EXERCISE GOAL:
Write out the listing below exactly, and omit any images you find in it.

** Start **

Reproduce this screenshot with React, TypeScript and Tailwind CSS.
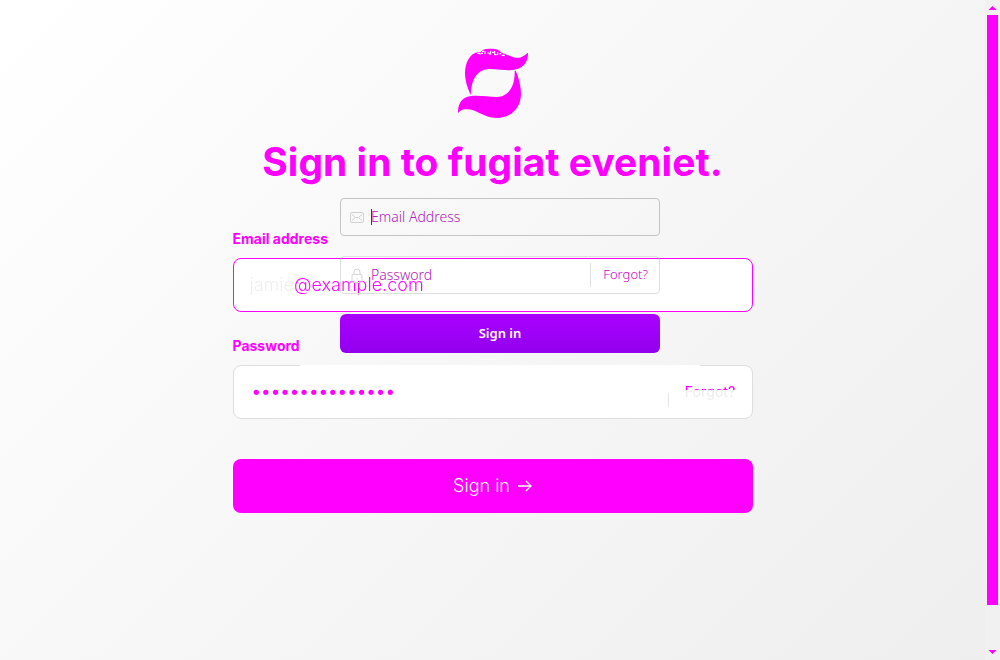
import type { InputHTMLAttributes } from "react";

function Logo() {
  return (
    <svg viewBox="54 24 210 210" className="h-[70px] w-[70px]" role="img" aria-label="Logo">
      <path
        fill="#ff00ff"
        d="M93 165C82 145 75 120 75 98C76 68 88 43 112 37L122 36C126 28 138 26 152 26C168 26 176 28 184 38C198 42 210 49 225 53C244 56 255 45 264 38C265 63 252 82 229 88C205 95 176 86 148 87C112 88 93 118 93 165Z"
      />
      <path
        fill="#ff00ff"
        d="M227 92C236 112 243 138 243 162C242 207 211 234 169 234C126 233 111 204 72 208C66 209 60 213 54 219C53 190 67 170 94 168C121 166 145 171 171 171C205 171 226 138 224 92Z"
      />
      <path
        fill="none"
        stroke="#fbfbfb"
        strokeWidth="3.5"
        d="M111 40h9v4M123 40h6M135 34v8M142 39h6v5M152 32v12M156 37h6M164 33v11h6M173 36v9M178 41h6M185 46h9M126 34h6"
      />
    </svg>
  );
}

function MailIcon() {
  return (
    <svg viewBox="0 0 14 11" className="h-[11px] w-[14px] shrink-0" fill="none" stroke="#d0d0d0" aria-hidden="true">
      <rect x=".5" y=".5" width="13" height="10" rx="1.5" />
      <path d="M2 2.5l3.5 3h3l3.5-3M2 8.5l3-2.5M12 8.5L9 6" />
    </svg>
  );
}

function LockIcon() {
  return (
    <svg viewBox="0 0 12 15" className="mx-px h-[15px] w-3 shrink-0" fill="none" stroke="#d6d6d6" aria-hidden="true">
      <rect x="1" y="6.5" width="10" height="8" rx="1" />
      <path d="M3 6.500V4a3 3 0 0 1 6 0v2.500M6 10v1.500" />
    </svg>
  );
}

function CompactInput(props: InputHTMLAttributes<HTMLInputElement>) {
  return (
    <input
      {...props}
      className="h-full w-full min-w-0 bg-transparent pb-0.5 text-sm font-light text-[#b020b8] outline-none placeholder:text-[#b020b8]"
    />
  );
}

function CompactForm() {
  return (
    <form className="flex w-80 flex-col gap-5 font-['Noto_Sans',sans-serif]">
      <div className="relative flex h-[38px] items-center gap-[7px] rounded border border-[#c4c4c4] pl-[9px]">
        <MailIcon />
        <span className="absolute left-[30px] h-4 w-px bg-[#900090]" />
        <CompactInput type="email" aria-label="Email Address" placeholder="Email Address" />
      </div>
      <div className="flex h-[38px] items-center gap-[7px] rounded border border-[#dedede] pl-[9px]">
        <LockIcon />
        <CompactInput type="password" aria-label="Password" placeholder="Password" />
        <a href="#forgot" className="flex h-6 shrink-0 items-center border-l border-[#dedede] pr-[11px] pl-3 text-[13px] font-light text-[#c800cc]">
          Forgot?
        </a>
      </div>
      <button type="button" className="h-[39px] rounded-md bg-linear-to-b from-[#aa00ff] to-[#9200ee] text-[13px] font-semibold text-white">
        Sign in
      </button>
    </form>
  );
}

function MainForm() {
  return (
    <form className="flex w-full max-w-[520px] flex-col font-[Inter,sans-serif]">
      <label htmlFor="email" className="text-sm leading-5 font-bold text-[#ff00ff]">
        Email address
      </label>
      <div className="mt-[9px] flex h-[54px] items-center rounded-lg border border-[#ff00ff] bg-white px-4">
        <input
          id="email"
          type="email"
          defaultValue="jamie@example.com"
          className="w-full bg-linear-to-r from-[#eeeeec] from-[44px] to-[#ff00ff] to-[44px] bg-clip-text text-lg font-light text-transparent outline-none"
        />
      </div>
      <label htmlFor="password" className="mt-6 text-sm leading-5 font-bold text-[#ff00ff]">
        Password
      </label>
      <div className="relative mt-[9px] flex h-[54px] items-center rounded-lg border border-[#dedede] bg-white pr-4 pl-[18px]">
        <span className="absolute -top-px right-[52px] left-[66px] h-px bg-white" />
        <input
          id="password"
          type="password"
          defaultValue="fifteen-letters"
          className="min-w-0 flex-1 bg-transparent text-[17px] text-[#ff00ff] outline-none"
        />
        <span className="mt-4 h-[14px] w-px bg-[#e4e4e4]" />
        <a
          href="#reset"
          className="ml-4 bg-linear-to-b from-[#ff00ff] from-[8px] to-[#eeeeec] to-[8px] bg-clip-text text-sm font-medium text-transparent"
        >
          Forgot?
        </a>
      </div>
      <button type="button" className="mt-10 flex h-[54px] items-center justify-center gap-2 rounded-lg bg-[#ff00ff] text-lg font-light text-white">
        Sign in
        <svg viewBox="0 0 14 12" className="h-3 w-[14px]" fill="none" stroke="white" strokeWidth="1.3" aria-hidden="true">
          <path d="M0 6h13M8 1l5 5-5 5" />
        </svg>
      </button>
    </form>
  );
}

function Scrollbar() {
  return (
    <div className="flex w-[15px] shrink-0 flex-col items-center bg-[#f1f1f1]" aria-hidden="true">
      <svg viewBox="0 0 15 15" className="h-[15px] w-[15px]" fill="#ff00ff">
        <path d="M3.500 10L7.500 6L11.500 10Z" />
      </svg>
      <div className="w-[11px] grow-[59] basis-0 bg-[#ff00ff]" />
      <div className="grow-[4] basis-0" />
      <svg viewBox="0 0 15 15" className="h-[15px] w-[15px]" fill="#ff00ff">
        <path d="M3.500 5L7.500 9L11.500 5Z" />
      </svg>
    </div>
  );
}

export default function App() {
  return (
    <div className="relative flex min-h-screen bg-linear-135 from-white to-[#eeeeee]">
      <main className="flex flex-1 flex-col items-center pt-12">
        <Logo />
        <h1 className="mt-5 mb-[43px] font-[Inter,sans-serif] text-[39px] leading-[48px] font-bold text-[#ff00ff]">
          Sign in to fugiat eveniet.
        </h1>
        <MainForm />
      </main>
      <Scrollbar />
      <div className="absolute inset-x-0 top-[198px] flex justify-center">
        <CompactForm />
      </div>
    </div>
  );
}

** End **

SOLUTION:
Reproduce this screenshot with React, TypeScript and Tailwind CSS.
import type { InputHTMLAttributes } from "react";

function Logo() {
  return (
    <svg viewBox="54 24 210 210" className="h-[70px] w-[70px]" role="img" aria-label="Logo">
      <path
        fill="#ff00ff"
        d="M93 165C82 145 75 120 75 98C76 68 88 43 112 37L122 36C126 28 138 26 152 26C168 26 176 28 184 38C198 42 210 49 225 53C244 56 255 45 264 38C265 63 252 82 229 88C205 95 176 86 148 87C112 88 93 118 93 165Z"
      />
      <path
        fill="#ff00ff"
        d="M227 92C236 112 243 138 243 162C242 207 211 234 169 234C126 233 111 204 72 208C66 209 60 213 54 219C53 190 67 170 94 168C121 166 145 171 171 171C205 171 226 138 224 92Z"
      />
      <path
        fill="none"
        stroke="#fbfbfb"
        strokeWidth="3.5"
        d="M111 40h9v4M123 40h6M135 34v8M142 39h6v5M152 32v12M156 37h6M164 33v11h6M173 36v9M178 41h6M185 46h9M126 34h6"
      />
    </svg>
  );
}

function MailIcon() {
  return (
    <svg viewBox="0 0 14 11" className="h-[11px] w-[14px] shrink-0" fill="none" stroke="#d0d0d0" aria-hidden="true">
      <rect x=".5" y=".5" width="13" height="10" rx="1.5" />
      <path d="M2 2.5l3.5 3h3l3.5-3M2 8.5l3-2.5M12 8.5L9 6" />
    </svg>
  );
}

function LockIcon() {
  return (
    <svg viewBox="0 0 12 15" className="mx-px h-[15px] w-3 shrink-0" fill="none" stroke="#d6d6d6" aria-hidden="true">
      <rect x="1" y="6.5" width="10" height="8" rx="1" />
      <path d="M3 6.500V4a3 3 0 0 1 6 0v2.500M6 10v1.500" />
    </svg>
  );
}

function CompactInput(props: InputHTMLAttributes<HTMLInputElement>) {
  return (
    <input
      {...props}
      className="h-full w-full min-w-0 bg-transparent pb-0.5 text-sm font-light text-[#b020b8] outline-none placeholder:text-[#b020b8]"
    />
  );
}

function CompactForm() {
  return (
    <form className="flex w-80 flex-col gap-5 font-['Noto_Sans',sans-serif]">
      <div className="relative flex h-[38px] items-center gap-[7px] rounded border border-[#c4c4c4] pl-[9px]">
        <MailIcon />
        <span className="absolute left-[30px] h-4 w-px bg-[#900090]" />
        <CompactInput type="email" aria-label="Email Address" placeholder="Email Address" />
      </div>
      <div className="flex h-[38px] items-center gap-[7px] rounded border border-[#dedede] pl-[9px]">
        <LockIcon />
        <CompactInput type="password" aria-label="Password" placeholder="Password" />
        <a href="#forgot" className="flex h-6 shrink-0 items-center border-l border-[#dedede] pr-[11px] pl-3 text-[13px] font-light text-[#c800cc]">
          Forgot?
        </a>
      </div>
      <button type="button" className="h-[39px] rounded-md bg-linear-to-b from-[#aa00ff] to-[#9200ee] text-[13px] font-semibold text-white">
        Sign in
      </button>
    </form>
  );
}

function MainForm() {
  return (
    <form className="flex w-full max-w-[520px] flex-col font-[Inter,sans-serif]">
      <label htmlFor="email" className="text-sm leading-5 font-bold text-[#ff00ff]">
        Email address
      </label>
      <div className="mt-[9px] flex h-[54px] items-center rounded-lg border border-[#ff00ff] bg-white px-4">
        <input
          id="email"
          type="email"
          defaultValue="jamie@example.com"
          className="w-full bg-linear-to-r from-[#eeeeec] from-[44px] to-[#ff00ff] to-[44px] bg-clip-text text-lg font-light text-transparent outline-none"
        />
      </div>
      <label htmlFor="password" className="mt-6 text-sm leading-5 font-bold text-[#ff00ff]">
        Password
      </label>
      <div className="relative mt-[9px] flex h-[54px] items-center rounded-lg border border-[#dedede] bg-white pr-4 pl-[18px]">
        <span className="absolute -top-px right-[52px] left-[66px] h-px bg-white" />
        <input
          id="password"
          type="password"
          defaultValue="fifteen-letters"
          className="min-w-0 flex-1 bg-transparent text-[17px] text-[#ff00ff] outline-none"
        />
        <span className="mt-4 h-[14px] w-px bg-[#e4e4e4]" />
        <a
          href="#reset"
          className="ml-4 bg-linear-to-b from-[#ff00ff] from-[8px] to-[#eeeeec] to-[8px] bg-clip-text text-sm font-medium text-transparent"
        >
          Forgot?
        </a>
      </div>
      <button type="button" className="mt-10 flex h-[54px] items-center justify-center gap-2 rounded-lg bg-[#ff00ff] text-lg font-light text-white">
        Sign in
        <svg viewBox="0 0 14 12" className="h-3 w-[14px]" fill="none" stroke="white" strokeWidth="1.3" aria-hidden="true">
          <path d="M0 6h13M8 1l5 5-5 5" />
        </svg>
      </button>
    </form>
  );
}

function Scrollbar() {
  return (
    <div className="flex w-[15px] shrink-0 flex-col items-center bg-[#f1f1f1]" aria-hidden="true">
      <svg viewBox="0 0 15 15" className="h-[15px] w-[15px]" fill="#ff00ff">
        <path d="M3.500 10L7.500 6L11.500 10Z" />
      </svg>
      <div className="w-[11px] grow-[59] basis-0 bg-[#ff00ff]" />
      <div className="grow-[4] basis-0" />
      <svg viewBox="0 0 15 15" className="h-[15px] w-[15px]" fill="#ff00ff">
        <path d="M3.500 5L7.500 9L11.500 5Z" />
      </svg>
    </div>
  );
}

export default function App() {
  return (
    <div className="relative flex min-h-screen bg-linear-135 from-white to-[#eeeeee]">
      <main className="flex flex-1 flex-col items-center pt-12">
        <Logo />
        <h1 className="mt-5 mb-[43px] font-[Inter,sans-serif] text-[39px] leading-[48px] font-bold text-[#ff00ff]">
          Sign in to fugiat eveniet.
        </h1>
        <MainForm />
      </main>
      <Scrollbar />
      <div className="absolute inset-x-0 top-[198px] flex justify-center">
        <CompactForm />
      </div>
    </div>
  );
}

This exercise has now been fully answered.